The histone genes are occupied by a conserved nuclear body called the Histone Locus Body (HLB). The HLB initiates early during animal development and is maintained throughout a dividing cell’s lifetime. We aim to define the signals and molecular interactions that ensure the HLB specifically targets the histone genes. 

The human genome carries 61 replication-dependent histone genes, while the Drosophila melanogaster genome carries ~500. Members of these gene families must be co-regulated to carefully control histone output. We aim to determine how individual histone genes may be regulated separately or together.

Although developmental and cell cycle histone regulatory patterns are similar between animals, the mechanisms through which histone regulation is accomplished vary dramatically, even between closely related species. Yet, histone misregulation leads to various diseases, including cancers. We aim to explain the paradox of how regulatory mechanisms evolve rapidly if even slight perturbations are deadly.

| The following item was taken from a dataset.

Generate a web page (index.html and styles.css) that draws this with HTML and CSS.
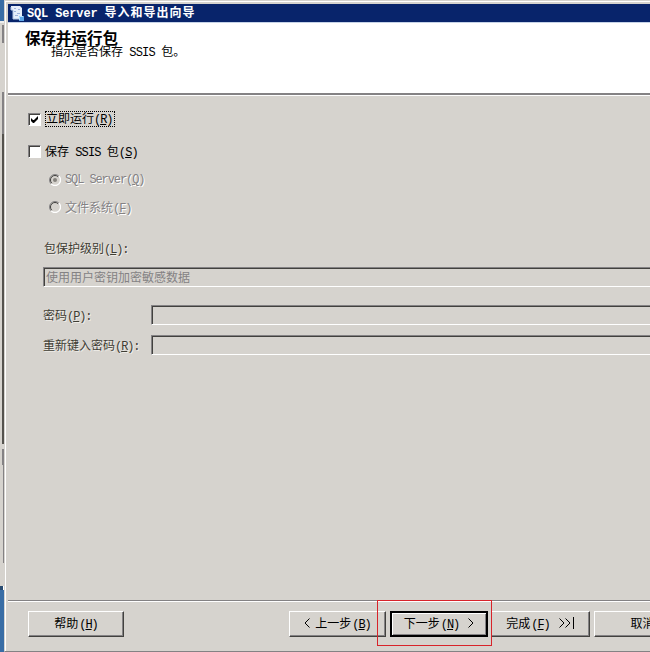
FILE: index.html
```html
<!DOCTYPE html>
<html lang="zh-CN">
<head>
<meta charset="utf-8">
<title>SQL Server 导入和导出向导</title>
<link rel="stylesheet" href="styles.css">
</head>
<body>
<div class="desktop">
  <div class="behind">
    <i class="b-blue"></i><i class="b-white"></i><i class="b-gap"></i><i class="b-bar1"></i><i class="b-space"></i><i class="b-bar2"></i><i class="b-dark"></i><i class="b-gap2"></i><i class="b-bar3"></i><i class="b-light"></i><i class="b-foot"></i><i class="b-mark"></i><i class="b-sea"></i>
  </div>
  <div class="window">
    <div class="titlebar">
      <svg class="icon" width="15" height="17" viewBox="0 0 15 17"><path d="M1 1h9l2 2v11H3V5H1z" fill="#e6edfa"/><path d="M1 2v3h2M3 5v9h7" fill="none" stroke="#b5c7e6"/><path d="M4 3.5h2M8 4.5h2M4 6.5h2M7 8.5h3M5 10.5h3" stroke="#9db2dc"/><path d="M9 11h5v5H9z" fill="#5da5e8"/><path d="M9.5 15V11.5H13" fill="none" stroke="#b9e0ff"/></svg>
      <span class="title"><span class="lt">SQL Server </span>导入和导出向导</span>
    </div>
    <div class="header">
      <h1>保存并运行包</h1>
      <p>指示是否保存<span class="l"> SSIS </span>包。</p>
    </div>
    <div class="body">
      <div class="row run"><span class="check"><svg width="7" height="7" viewBox="0 0 7 7"><path d="M0 2v3l2 2h1l4-4V0L3 4H2z"/></svg></span><span class="focus">立即运行<span class="l">(<u>R</u>)</span></span></div>
      <div class="row save"><span class="check"></span><span class="lab">保存<span class="l"> SSIS </span>包<span class="l">(<u>S</u>)</span></span></div>
      <div class="row radio sql"><svg width="12" height="12" viewBox="0 0 12 12"><path d="M2.1 9.9A5.5 5.5 0 0 1 9.9 2.1" fill="none" stroke="#848284"/><path d="M2.8 9.2A4.5 4.5 0 0 1 9.2 2.8" fill="none" stroke="#42413e"/><path d="M9.9 2.1A5.5 5.5 0 0 1 2.1 9.9" fill="none" stroke="#fff" stroke-width="1.3"/><circle cx="6" cy="6" r="2" fill="#85827d"/></svg><span class="l">SQL Server(<u>Q</u>)</span></div>
      <div class="row radio file"><svg width="12" height="12" viewBox="0 0 12 12"><path d="M2.1 9.9A5.5 5.5 0 0 1 9.9 2.1" fill="none" stroke="#848284"/><path d="M2.8 9.2A4.5 4.5 0 0 1 9.2 2.8" fill="none" stroke="#42413e"/><path d="M9.9 2.1A5.5 5.5 0 0 1 2.1 9.9" fill="none" stroke="#fff" stroke-width="1.3"/></svg><span>文件系统<span class="l">(<u>F</u>)</span></span></div>
      <div class="row level"><span>包保护级别<span class="l">(<u>L</u>):</span></span></div>
      <div class="field combo">使用用户密钥加密敏感数据</div>
      <div class="pair first"><label>密码<span class="l">(<u>P</u>):</span></label><div class="field"></div></div>
      <div class="pair"><label>重新键入密码<span class="l">(<u>R</u>):</span></label><div class="field"></div></div>
    </div>
    <div class="footer">
      <div class="btn help"><span>帮助<span class="l">(<u>H</u>)</span></span></div>
      <div class="btn prev"><svg class="arrow" width="6" height="10" viewBox="0 0 6 10"><path d="M5.5.5L1 5l4.5 4.5"/></svg><span>上一步<span class="l">(<u>B</u>)</span></span></div>
      <div class="btn next"><span>下一步<span class="l">(<u>N</u>)</span></span><svg class="arrow" width="6" height="10" viewBox="0 0 6 10"><path d="M.5.5L5 5 .5 9.5"/></svg></div>
      <div class="btn finish"><span>完成<span class="l">(<u>F</u>)</span></span><svg class="arrow" width="16" height="12" viewBox="0 0 16 12"><path d="M.5 1.5L5 6 .5 10.5M6.5 1.5L11 6l-4.5 4.5M14.5 0v12"/></svg></div>
      <div class="btn cancel">取消</div>
    </div>
  </div>
  <div class="highlight"></div>
</div>
</body>
</html>
```
FILE: styles.css
```css
* { box-sizing: border-box; }
body { margin: 0; background: #d6d3ce; }
.desktop {
  position: relative;
  display: flex;
  width: 650px;
  height: 652px;
  overflow: hidden;
  background: #d6d3ce;
  color: #000;
  font: 12px/16px "Noto Sans CJK SC", sans-serif;
}
.l { font: 12px/12px "Liberation Mono", monospace; letter-spacing: -1.1px; white-space: pre; }
u { text-decoration: underline; text-underline-offset: 1px; text-decoration-thickness: 1px; }

.behind { display: flex; flex-direction: column; width: 4px; flex: none; }
.behind i { display: block; flex: none; }
.b-blue { height: 21px; background: #396da5; }
.b-white { height: 2px; background: #eee; }
.b-gap { height: 2px; }
.b-bar1 { height: 18px; border-right: 2px solid #848284; }
.b-space { height: 49px; }
.b-bar2 { height: 42px; border-right: 2px solid #848284; }
.b-dark { height: 310px; border-right: 2px solid #55534e; }
.b-gap2 { height: 5px; }
.b-bar3 { height: 16px; border-right: 2px solid #848284; }
.b-light { height: 98px; border-right: 1px solid #848284; }
.b-foot { height: 23px; }
.b-mark { height: 4px; background: #294b70; border-right: 1px solid #fff; }
.b-sea { height: 62px; background: #396da5; }

.window {
  display: flex;
  flex-direction: column;
  width: 646px;
  height: 652px;
  padding: 2px 0 0 2px;
  border-left: 1px solid #d6d3ce;
  border-top: 1px solid #d6d3ce;
  border-bottom: 1px solid #848284;
  background: #d6d3ce;
  box-shadow: inset 1px 1px #fff;
}
.titlebar {
  display: flex;
  align-items: center;
  height: 19px;
  margin: 1px 0 0 1px;
  padding-left: 2px;
  background: #08246b;
  border-bottom: 1px solid #c6d3e7;
  color: #fff;
}
.icon { margin-right: 2px; }
.title { font-weight: 700; letter-spacing: 1px; white-space: pre; line-height: 18px; }
.lt { font: 700 12px/18px "Liberation Mono", monospace; letter-spacing: -.15px; }
.header { height: 72px; margin-left: 1px; padding: 4px 0 0 17px; background: #fff; border-bottom: 2px solid #848284; }
h1 { margin: 0; font-size: 15.5px; line-height: 20px; font-weight: 700; }
.header p { margin: -4px 0 0 26px; line-height: 16px; white-space: nowrap; }
.header .l { letter-spacing: -.85px; }

.body { flex: none; height: 505px; margin-left: 1px; padding: 14px 0 0 20px; border-top: 1px solid #fff; }
.row { display: flex; align-items: center; height: 18px; }
.check {
  display: flex;
  align-items: center;
  justify-content: center;
  width: 13px;
  height: 13px;
  margin-right: 4px;
  border: 1px solid;
  border-color: #848284 #fff #fff #848284;
  box-shadow: inset 1px 1px #42413e;
  background: #fff;
}
.focus { height: 16px; width: 70px; border: 1px dotted #000; line-height: 11px; white-space: nowrap; }
.lab { white-space: pre; }
.lab .l { letter-spacing: -.9px; }
.save { margin-top: 14px; }
.radio { gap: 4px; margin-left: 21px; color: #848284; text-shadow: 1px 1px #fff; }
.sql { margin-top: 11px; }
.file { margin-top: 9px; }
.level { margin: 23px 0 0 16px; color: #3f3d34; text-shadow: 1px 1px #efede8; }
.field {
  height: 20px;
  border: 1px solid;
  border-right: 0;
  border-color: #848284 #fff #fff #848284;
  box-shadow: inset 1px 1px #42413e;
}
.combo { margin: 10px 0 0 15px; padding-left: 2px; line-height: 17px; color: #848284; }
.pair { display: flex; margin: 10px 0 0 15px; }
.pair.first { margin-top: 18px; }
.pair label { width: 108px; line-height: 20px; color: #3f3d34; text-shadow: 1px 1px #efede8; }
.pair .field { flex: 1; }

.footer { display: flex; flex: 1; margin-left: 1px; padding: 10px 0 0 20px; border-top: 1px solid #848284; box-shadow: inset 0 1px #fff; }
.btn {
  display: flex;
  align-items: center;
  justify-content: center;
  flex: none;
  width: 97px;
  height: 26px;
  padding-bottom: 2px;
  border: 1px solid;
  border-color: #fff #42413e #42413e #fff;
  box-shadow: inset -1px -1px #848284;
  line-height: 16px;
}
.btn .l { margin-left: 1px; }
.arrow { fill: none; stroke: #000; }
.help { width: 96px; }
.prev { margin-left: 165px; }
.prev .arrow { margin-right: 5px; }
.next { width: 98px; margin-left: 4px; border: 2px solid #000; box-shadow: inset 1px 1px #fff, inset -1px -1px #848284; }
.next .arrow { margin-left: 9px; }
.finish { width: 99px; margin-left: 3px; }
.finish .arrow { margin-left: 9px; }
.cancel { margin-left: 4px; }
.highlight { position: absolute; left: 377px; top: 600px; width: 115px; height: 46px; border: 1px solid #d8232a; }
```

The five histone genes, which must be coordinately regulated, are clustered into a single locus (pink) in D. melanogaster (there are two loci in the human genome). Because the cell requires a huge number of histone proteins at certain times during the cell cycle, there are many copies of the histone genes, arranged in tandem.

We use classical genetics, modern genomics, and biochemical assays to identify cis elements, trans factors, and organizational elements responsible for the coordinated regulation of the histone genes.

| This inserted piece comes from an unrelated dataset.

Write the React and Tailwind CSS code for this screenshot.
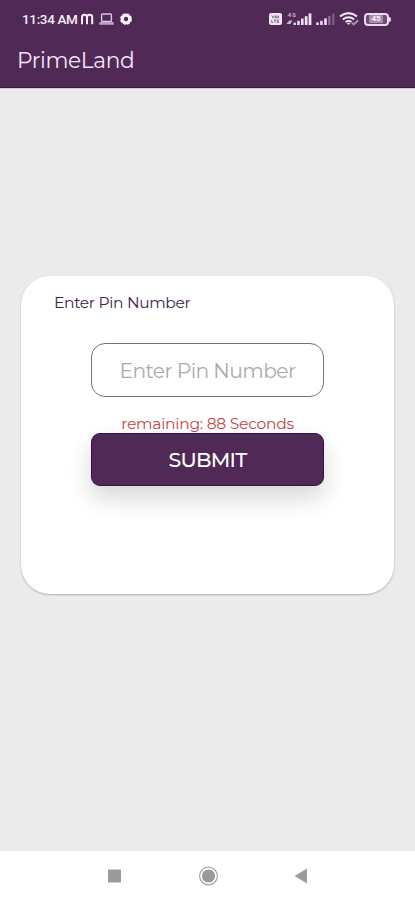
import React, { useState } from 'react'

const LaptopIcon = () => (
  <svg width="15" height="12" viewBox="0 0 15 12" className="ml-[5px]">
    <rect x="2.6" y="1" width="9.8" height="7.4" rx="0.8" fill="none" stroke="#d9cadd" strokeWidth="1.4" />
    <rect x="0.3" y="9" width="14.4" height="2.8" rx="0.6" fill="#b9a3bf" />
  </svg>
)

const GearIcon = () => (
  <svg width="12" height="12" viewBox="0 0 12 12" className="ml-[6px]">
    <circle cx="6" cy="6" r="3.7" fill="none" stroke="#fbf3fd" strokeWidth="3" />
    <circle cx="6" cy="6" r="5.2" fill="none" stroke="#fbf3fd" strokeWidth="1.4" strokeDasharray="2.9 1.18" />
  </svg>
)

const VolteIcon = () => (
  <svg width="13" height="12" viewBox="0 0 13 12">
    <rect width="13" height="12" rx="2" fill="#f1e6f4" />
    <path d="M3 2.6l1.2 2.6 1.2-2.6M6.5 3h1.6v2H6.5zM9.6 2.6v2.6M2.8 6.8v2.8h1.4M5 7h2M6 7v2.6M10 7H8.2v2.5H10M8.2 8.2h1.6" fill="none" stroke="#7c6084" strokeWidth="0.9" />
  </svg>
)

const MainSignal = () => (
  <svg width="26" height="14" viewBox="0 0 26 14" className="ml-1">
    <path d="M4.3 0.8L2.3 3.6h3M4.3 0.8v4.2M9.3 1.5H7.2v3h2V3.2h-1" fill="none" stroke="#a78dae" strokeWidth="1.2" />
    <path d="M0.4 12l3-3.4h3L4.4 12z" fill="#cab8cf" />
    <rect x="7.6" y="10.6" width="2.2" height="2.4" fill="#efe3f2" />
    <rect x="11.2" y="8.8" width="2.5" height="4.2" fill="#efe3f2" />
    <rect x="15" y="6.6" width="2.6" height="6.4" fill="#efe3f2" />
    <rect x="18.8" y="4.2" width="2.7" height="8.8" fill="#efe3f2" />
    <rect x="22.6" y="1.4" width="2.8" height="11.6" fill="#efe3f2" />
  </svg>
)

const SecondSignal = () => (
  <svg width="19" height="14" viewBox="0 0 19 14" className="ml-[4px]">
    <rect x="0.2" y="10.4" width="2.5" height="2.6" fill="#efe3f2" />
    <rect x="4.2" y="8.8" width="2.5" height="4.2" fill="#efe3f2" />
    <rect x="8.2" y="6.4" width="2.6" height="6.6" fill="#efe3f2" />
    <rect x="12.2" y="3.8" width="2.3" height="9.2" fill="#8c6c94" />
    <rect x="16.2" y="1.4" width="2.3" height="11.6" fill="#7c5b85" />
  </svg>
)

const WifiIcon = () => (
  <svg width="21" height="14" viewBox="0 0 21 14" className="ml-[4px]">
    <path d="M1 4.4Q9.5-2.2 18 4.4M3.8 7.4q5.7-4.4 11.4 0M6.5 10q3-2.2 6 0" fill="none" stroke="#f1e6f4" strokeWidth="2" />
    <path d="M7.8 11h3.4l-1.7 2z" fill="#f1e6f4" />
    <path d="M12.8 10.8l2 1.7 4.4-4.2" fill="none" stroke="#a78dae" strokeWidth="2" />
  </svg>
)

const BatteryIcon = () => (
  <div className="ml-[4px] flex items-center">
    <div className="flex h-[13px] w-[25px] items-center justify-center rounded-[4px] border-2 border-[#eadcee] bg-[#6d4b76] pr-px">
      <span className="rounded-[1px] bg-[#a78dae] px-[2px] text-[8px] leading-[8px] font-bold text-[#fbf3fd]">45</span>
    </div>
    <div className="h-[5px] w-[2px] rounded-r-sm bg-[#eadcee]" />
  </div>
)

const StatusBar = () => (
  <div className="flex h-[38px] items-center justify-between pr-[24px] pl-[22px] font-[Roboto,sans-serif]">
    <div className="flex items-center">
      <span className="w-[56px] text-[13.5px] leading-4 font-medium tracking-[-0.35px] whitespace-nowrap text-[#f6edf8]">11:34 AM</span>
      <svg width="14" height="12" viewBox="0 0 14 12" className="ml-[2px]">
        <path d="M2 11.3V4.2Q2 1.7 4.4 1.7T7 4.2v7.1M7 4.2q0-2.5 2.6-2.5T12.2 4.2v7.1" fill="none" stroke="#f6edf8" strokeWidth="2" />
      </svg>
      <LaptopIcon />
      <GearIcon />
    </div>
    <div className="flex items-center">
      <VolteIcon />
      <MainSignal />
      <SecondSignal />
      <WifiIcon />
      <BatteryIcon />
    </div>
  </div>
)

const Header = () => (
  <header className="h-[89px] border-b border-[#d5c9d8] bg-[#502957] shadow-[inset_0_-1px_0_#431347]">
    <StatusBar />
    <h1 className="pl-[17px] font-[Montserrat,sans-serif] text-[21.7px] leading-[44px] tracking-[-0.35px] text-[#f3e6f5]">
      PrimeLand
    </h1>
  </header>
)

const PinCard = ({ remaining }) => {
  const [pin, setPin] = useState('')

  return (
    <section className="mx-[21px] mt-[187px] h-[318px] rounded-[29px] bg-white pt-[17px] font-[Montserrat,sans-serif] shadow-[0_1px_2px_rgba(0,0,0,0.25)]">
      <p className="pl-[33px] text-[15.5px] leading-5 tracking-[-0.34px] text-[#40244a]">Enter Pin Number</p>
      <div className="mr-[70px] ml-[70px] flex flex-col">
        <input
          type="text"
          value={pin}
          onChange={(e) => setPin(e.target.value)}
          placeholder="Enter Pin Number"
          className="mt-[30px] h-[54px] rounded-[14px] border border-[#77717b] bg-white pt-px text-center text-[20.3px] tracking-[-0.6px] text-[#40244a] outline-none placeholder:text-[#ababab]"
        />
        <p className="mt-[17px] h-[19px] text-center text-[15.5px] leading-[19px] tracking-[-0.25px] whitespace-nowrap text-[#c2484c]">
          remaining: {remaining} Seconds
        </p>
        <button
          type="button"
          className="h-[53px] rounded-[9px] border border-[#37104a] bg-[#502957] pt-px text-[20.5px] font-medium tracking-[-0.75px] text-white shadow-[0_12px_24px_rgba(0,0,0,0.16)]"
        >
          SUBMIT
        </button>
      </div>
    </section>
  )
}

const NavBar = () => (
  <nav className="mt-auto flex h-[49px] items-center justify-center bg-white">
    <svg width="200" height="22" viewBox="0 0 200 22">
      <rect x="0" y="4.5" width="13" height="13" fill="#9b9b9b" />
      <circle cx="100.5" cy="11" r="8.9" fill="none" stroke="#a3a3a3" strokeWidth="1.2" />
      <circle cx="100.5" cy="11" r="6.6" fill="#9b9b9b" />
      <path d="M186.5 11L199 3.5v15z" fill="#9b9b9b" />
    </svg>
  </nav>
)

const App = () => (
  <div className="flex h-[900px] w-[415px] flex-col overflow-hidden bg-[#ebebeb]">
    <Header />
    <PinCard remaining={88} />
    <NavBar />
  </div>
)

export default App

Genes are regulated through a variety of mechanisms, including how the DNA is compacted around histone proteins. Chromatin domains are often established during embryogenesis, setting up critical gene regulation throughout development. 

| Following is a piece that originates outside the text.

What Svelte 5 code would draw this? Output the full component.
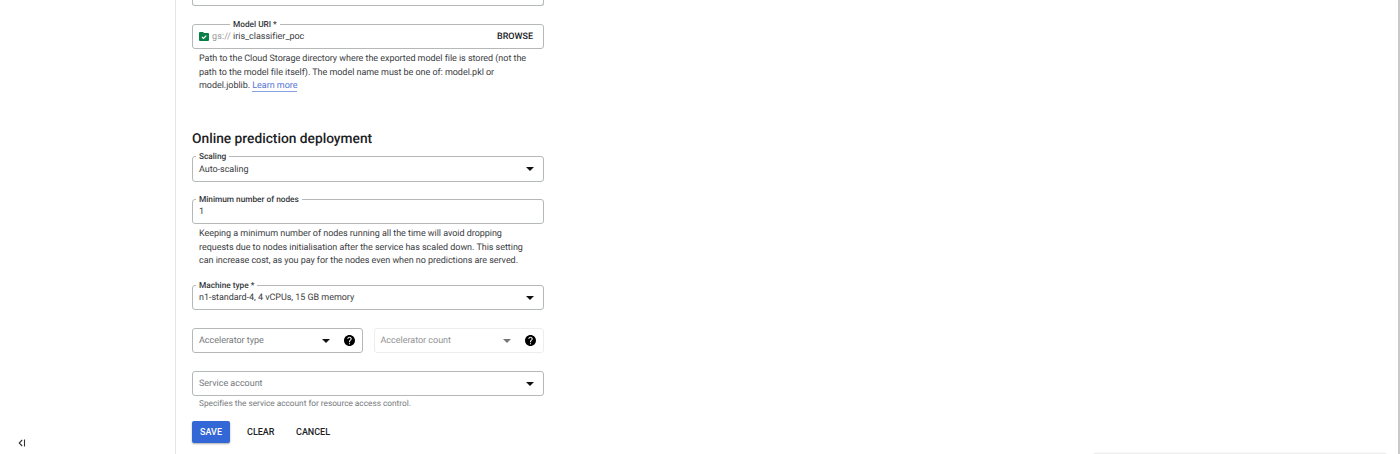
<script>
  const uriHelp = [
    'Path to the Cloud Storage directory where the exported model file is stored (not the',
    'path to the model file itself). The model name must be one of: model.pkl or',
  ];
  const nodeHelp = [
    'Keeping a minimum number of nodes running all the time will avoid dropping',
    'requests due to nodes initialisation after the service has scaled down. This setting',
    'can increase cost, as you pay for the nodes even when no predictions are served.',
  ];
</script>

{#snippet arrow()}
  <svg class="arrow" viewBox="0 0 8 4"><path d="M0 0h8L4 4z" /></svg>
{/snippet}

{#snippet help()}
  <svg class="help" viewBox="2 2 20 20"><path d="M12 2C6.48 2 2 6.48 2 12s4.48 10 10 10 10-4.48 10-10S17.52 2 12 2zm1 17h-2v-2h2v2zm2.07-7.75-.9.92C13.45 12.9 13 13.5 13 15h-2v-.5c0-1.1.45-2.1 1.17-2.83l1.24-1.26c.37-.36.59-.86.59-1.41 0-1.1-.9-2-2-2s-2 .9-2 2H8c0-2.21 1.79-4 4-4s4 1.79 4 4c0 .88-.36 1.68-.93 2.25z" /></svg>
{/snippet}

<div class="page">
  <aside>
    <svg class="collapse" viewBox="0 0 8 8"><path d="M4.2 1 1.2 4l3 3M6.5.6v6.8" /></svg>
  </aside>
  <main>
    <div class="field previous"></div>

    <div class="field uri">
      <span class="label offset">Model URI *</span>
      <svg class="folder" viewBox="0 0 10 9"><path d="M1 0h3l1 1h4a1 1 0 0 1 1 1V8a1 1 0 0 1-1 1H1a1 1 0 0 1-1-1V1a1 1 0 0 1 1-1z" fill="#087f43" /><path d="m3 5 1.500 1.500L7.300 3.700" fill="none" stroke="#fff" stroke-width="1.200" /></svg>
      <span class="prefix">gs://</span>
      <span class="value path">iris_classifier_poc</span>
      <span class="browse">BROWSE</span>
    </div>
    <div class="hint">
      {#each uriHelp as line}<div>{line}</div>{/each}
      <div>model.joblib. <a href="#learn">Learn more</a></div>
    </div>

    <h2>Online prediction deployment</h2>

    <div class="field">
      <span class="label">Scaling</span>
      <span class="value">Auto-scaling</span>
      {@render arrow()}
    </div>

    <div class="field nodes">
      <span class="label">Minimum number of nodes</span>
      <span class="value">1</span>
    </div>
    <div class="hint">
      {#each nodeHelp as line}<div>{line}</div>{/each}
    </div>

    <div class="field machine">
      <span class="label">Machine type *</span>
      <span class="value">n1-standard-4, 4 vCPUs, 15 GB memory</span>
      {@render arrow()}
    </div>

    <div class="pair">
      <div class="field">
        <span class="placeholder">Accelerator type</span>
        {@render arrow()}{@render help()}
      </div>
      <div class="field disabled">
        <span class="placeholder">Accelerator count</span>
        {@render arrow()}{@render help()}
      </div>
    </div>

    <div class="field account">
      <span class="placeholder">Service account</span>
      {@render arrow()}
    </div>
    <div class="note">Specifies the service account for resource access control.</div>

    <div class="actions">
      <button class="save">SAVE</button>
      <button class="clear">CLEAR</button>
      <button class="cancel">CANCEL</button>
    </div>
  </main>
  <div class="toast"></div>
  <div class="scroll"></div>
</div>

<style>
  :global(body) { margin: 0; background: #fff; }
  .page {
    position: relative;
    display: flex;
    height: 454px;
    overflow: hidden;
    background: #fff;
    color: #3c4043;
    font: 9px/14px Roboto, sans-serif;
    letter-spacing: -0.04px;
    text-rendering: geometricPrecision;
    white-space: nowrap;
  }
  aside {
    box-sizing: border-box;
    width: 176px;
    border-right: 1px solid #e4e4e4;
    display: flex;
    align-items: flex-end;
    padding: 0 0 7px 17.5px;
  }
  .collapse { width: 8px; height: 8px; fill: none; stroke: #333; stroke-width: 1.1; }
  main { width: 352px; padding-left: 16px; }
  .field {
    position: relative;
    box-sizing: border-box;
    height: 26px;
    border: 1px solid #b4b8b9;
    border-radius: 3px;
    display: flex;
    align-items: center;
    padding: 0 9px 0 6px;
  }
  .previous { height: 6px; border-top: 0; border-radius: 0 0 3px 3px; }
  .uri { margin-top: 18px; height: 25px; }
  .value, .placeholder, .prefix, .browse { padding-top: 1px; }
  .path { letter-spacing: -0.01px; }
  .label {
    position: absolute;
    left: 3px;
    top: -6px;
    padding: 0 3px;
    background: #fff;
    font-size: 8.3px;
    font-weight: 500;
    letter-spacing: -0.02px;
    line-height: 12px;
    color: #333639;
  }
  .label.offset { left: 37px; }
  .folder { width: 10px; height: 9px; margin-right: 3px; }
  .prefix { color: #999; width: 21px; letter-spacing: 0.1px; }
  .browse { margin-left: auto; margin-right: 1px; font-weight: 500; color: #202124; letter-spacing: 0; }
  .hint { padding: 3.900px 0 0 7px; line-height: 13.7px; }
  a { color: #5474d4; text-decoration: none; border-bottom: 1px solid #8ba2e2; }
  h2 {
    margin: 35.500px 0 8.500px;
    font-size: 13.75px;
    line-height: 18px;
    font-weight: 500;
    letter-spacing: 0;
    color: #202124;
  }
  .arrow { width: 8px; height: 4px; margin-left: auto; fill: #111; }
  .nodes { margin-top: 17px; height: 25px; }
  .machine { margin-top: 16px; height: 25px; }
  .machine .value { padding-top: 0; }
  .pair { display: grid; grid-template-columns: 170.500px 170.500px; gap: 11px; margin-top: 18px; }
  .pair .field { height: 25px; padding-right: 7px; }
  .help { width: 11px; height: 11px; margin-left: 14px; fill: #000; }
  .placeholder { color: #76797b; letter-spacing: -0.02px; }
  .disabled { border-color: #ededed; }
  .disabled .placeholder { color: #929496; }
  .disabled .arrow { fill: #777; }
  .account { margin-top: 18px; height: 25px; }
  .note { padding: 1px 0 0 7px; font-size: 8.3px; letter-spacing: -0.02px; color: #76797b; }
  .actions { display: flex; margin-top: 10px; }
  button {
    height: 22px;
    padding: 0;
    border: 0;
    background: none;
    color: #202124;
    font: 500 9px/22px Roboto, sans-serif;
    text-align: left;
  }
  .save { width: 38px; text-align: center; color: #fff; background: #3367d6; border-radius: 2px; box-shadow: 0 1px 2px #0005; }
  .clear { margin-left: 17px; width: 49px; }
  .toast { position: absolute; left: 1094px; top: 453px; width: 292px; height: 8px; background: #eee; box-shadow: 0 0 3px #0001; }
  .scroll { position: absolute; right: 0; top: 0; width: 2px; height: 454px; background: #c9c9c9; }
</style>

We use genomic techniques to study how chromatin domains are initiated in the embryo and maintained throughout development of D. melanogaster.

The histone locus attracts a variety of regulatory factors that are critical to proper production and processing of histone transcripts. Collectively, these form a structure around the locus known at the Histone Locus Body (HLB), which establishes a regulatory chromatin domain.

We are studying how the HLB forms at the correct genomic location, how various factors are recruited, and how this leads to proper histone locus regulation.